Moreover, unless you know the genre, you can’t know what sort of writer you want to be: a genre writer, filling the expectations a genre, or a writer with ambition who exceeds genre expectations, and may one day produce art. Nothing is wrong with either of these ambitions, but as Le Guin says, “genre is a rich dialect, in which you can say certain things in a particularly satisfying way, but if it gives up connection with the general literary language, it becomes a jargon meaningful only to an in-group.”

However, to make an intelligent choice, you also need to read outside your genre. After all, how else can you know what the alternatives are? Just like different media, different genres have their own specialties. Mysteries, for example, are adept at scattering clues throughout the story, many of which only reveal themselves at the climax. Similarly, the mainstream tends to excel at characterization. The media is the same, even if the genre isn’t, and you can easily add another genre’s tactics to your genre of choice.

Moreover, you can often find unexpected models outside your genre. With deliberate provocation, Le Guin talks of learning science fiction from Virginia Woolf.
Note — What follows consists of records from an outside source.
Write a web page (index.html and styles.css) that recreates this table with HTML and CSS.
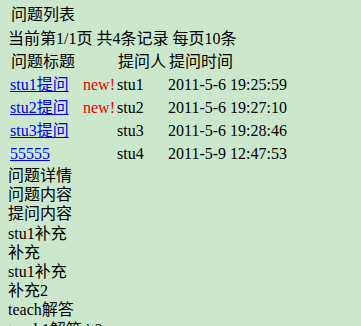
FILE: index.html
```html
<!DOCTYPE html>
<html lang="zh-CN">
<head>
<meta charset="utf-8">
<title>问题列表</title>
<link rel="stylesheet" href="styles.css">
</head>
<body>
<div class="page">
  <div class="title">问题列表</div>
  <div class="summary">当前第1/1页 共4条记录 每页10条</div>
  <div class="list">
    <div class="cell head span2">问题标题</div>
    <div class="cell head">提问人</div>
    <div class="cell head">提问时间</div>

    <div class="cell"><a href="#">stu1提问</a></div>
    <div class="cell new">new!</div>
    <div class="cell">stu1</div>
    <div class="cell">2011-5-6 19:25:59</div>

    <div class="cell"><a href="#">stu2提问</a></div>
    <div class="cell new">new!</div>
    <div class="cell">stu2</div>
    <div class="cell">2011-5-6 19:27:10</div>

    <div class="cell"><a href="#">stu3提问</a></div>
    <div class="cell new"></div>
    <div class="cell">stu3</div>
    <div class="cell">2011-5-6 19:28:46</div>

    <div class="cell"><a href="#">55555</a></div>
    <div class="cell new"></div>
    <div class="cell">stu4</div>
    <div class="cell">2011-5-9 12:47:53</div>
  </div>
  <div class="detail">
    <div class="line">问题详情</div>
    <div class="line">问题内容</div>
    <div class="line">提问内容</div>
    <div class="line">stu1补充</div>
    <div class="line">补充</div>
    <div class="line">stu1补充</div>
    <div class="line">补充2</div>
    <div class="line">teach解答</div>
    <div class="line">teach1解答 it2</div>
  </div>
</div>
</body>
</html>
```
FILE: styles.css
```css
html, body {
  margin: 0;
  padding: 0;
  background: #cce8cc;
}
body {
  font-family: "Liberation Serif", "Noto Sans CJK SC", serif;
  font-size: 16px;
  color: #000;
  overflow: hidden;
}
.page {
  padding: 5px 0 0 8px;
}
.title {
  line-height: 19px;
  padding-left: 3px;
}
.summary {
  line-height: 19px;
  margin-top: 5px;
}
.list {
  margin-top: 2px;
  padding-left: 2px;
  display: grid;
  grid-template-columns: 73px 34px 51px auto;
  grid-auto-rows: 23px;
}
.cell {
  line-height: 23px;
  white-space: nowrap;
}
.head {
  padding-left: 1px;
}
.span2 {
  grid-column: span 2;
}
.cell a {
  color: #0000ee;
  text-decoration: underline;
}
.new {
  color: #e00000;
}
.detail {
  margin-top: 1px;
}
.line {
  line-height: 19.2px;
  white-space: nowrap;
}
```
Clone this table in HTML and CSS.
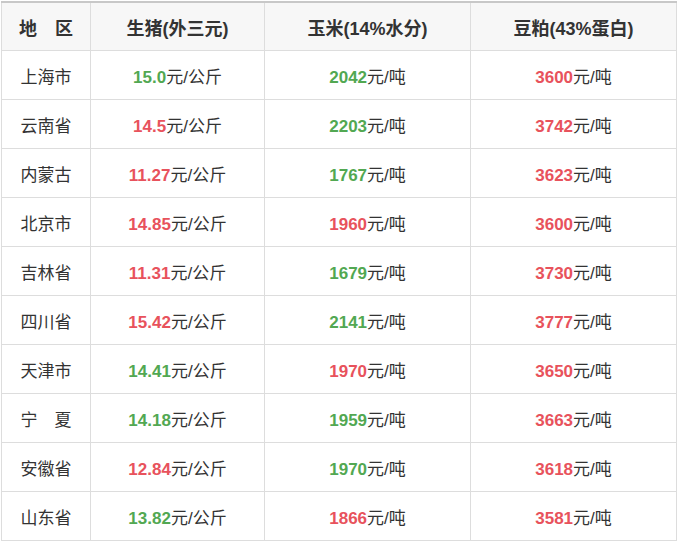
FILE: index.html
```html
<!DOCTYPE html>
<html lang="zh">
<head>
<meta charset="utf-8">
<link rel="stylesheet" href="styles.css">
</head>
<body>
<div class="wrap">
<table class="price">
  <thead>
    <tr><th class="c1">地<span class="gap"></span>区</th><th class="c2">生猪(外三元)</th><th class="c3">玉米(14%水分)</th><th class="c4">豆粕(43%蛋白)</th></tr>
  </thead>
  <tbody>
    <tr><td>上海市</td><td><b class="g">15.0</b>元/公斤</td><td><b class="g">2042</b>元/吨</td><td><b class="r">3600</b>元/吨</td></tr>
    <tr><td>云南省</td><td><b class="r">14.5</b>元/公斤</td><td><b class="g">2203</b>元/吨</td><td><b class="r">3742</b>元/吨</td></tr>
    <tr><td>内蒙古</td><td><b class="r">11.27</b>元/公斤</td><td><b class="g">1767</b>元/吨</td><td><b class="r">3623</b>元/吨</td></tr>
    <tr><td>北京市</td><td><b class="r">14.85</b>元/公斤</td><td><b class="r">1960</b>元/吨</td><td><b class="r">3600</b>元/吨</td></tr>
    <tr><td>吉林省</td><td><b class="r">11.31</b>元/公斤</td><td><b class="g">1679</b>元/吨</td><td><b class="r">3730</b>元/吨</td></tr>
    <tr><td>四川省</td><td><b class="r">15.42</b>元/公斤</td><td><b class="g">2141</b>元/吨</td><td><b class="r">3777</b>元/吨</td></tr>
    <tr><td>天津市</td><td><b class="g">14.41</b>元/公斤</td><td><b class="r">1970</b>元/吨</td><td><b class="r">3650</b>元/吨</td></tr>
    <tr><td>宁<span class="gap"></span>夏</td><td><b class="g">14.18</b>元/公斤</td><td><b class="g">1959</b>元/吨</td><td><b class="r">3663</b>元/吨</td></tr>
    <tr><td>安徽省</td><td><b class="r">12.84</b>元/公斤</td><td><b class="g">1970</b>元/吨</td><td><b class="r">3618</b>元/吨</td></tr>
    <tr><td>山东省</td><td><b class="g">13.82</b>元/公斤</td><td><b class="r">1866</b>元/吨</td><td><b class="r">3581</b>元/吨</td></tr>
  </tbody>
</table>
</div>
</body>
</html>
```
FILE: styles.css
```css
html, body {
  margin: 0;
  padding: 0;
  background: #fff;
}
.wrap {
  padding: 1px 0 0 1px;
  width: 677px;
}
.price {
  width: 676px;
  border-collapse: collapse;
  table-layout: fixed;
  font-family: "Liberation Sans", "Noto Sans CJK SC", sans-serif;
  font-size: 17px;
  color: #333;
  border-top: 2px solid #c8c8c8;
}
.price th, .price td {
  border: 1px solid #dddddd;
  text-align: center;
  vertical-align: middle;
  padding: 0;
}
.price th {
  height: 47px;
  background: #f7f7f7;
  font-weight: bold;
  font-size: 18px;
  border-top: 0;
}
.price td {
  height: 48px;
}
.c1 { width: 88px; }
.c2 { width: 173px; }
.c3 { width: 205px; }
.c4 { width: auto; }
.gap {
  display: inline-block;
  width: 18px;
}
.price td .gap { width: 17px; }
b { font-weight: bold; }
.g { color: #52a852; }
.r { color: #e8525c; }
```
She refers to Orlando, in which, like any good historical, Woolf recreates the past – in particular, Elizabethean England. Le Guin also refers to Flush, in which Woolf depicts the thoughts of a dog, a process not that different from writing from an alien’s perspective.

But who knows what else you might find? We have a very impoverished vocabulary when it comes to writing technique, and for this reason the easiest way to learn technique is through example. Example is a very hit and miss technique, but I believe that most writers will know what they need to learn when they see it. No list of recommended books could possibly teach every writer what they need to know, so the best strategy is to be an omnivorous reader and increase the chances of finding what you need.

The broader your reading, the more possibilities you become aware of, and the better, more original writer you have the chance to become. Ignore reading for film and games, or even graphic novels, and your prose is far more likely to be shallow or jarringly off the mark. In fact, if you balk at reading, maybe you should reconsider your ambitions and study how to make movies or games. Both are perfectly honorable and imaginative professions, but the point is, neither of them are prose writing. If you want to write, you need to read, not watch a screen or clutch a joystick.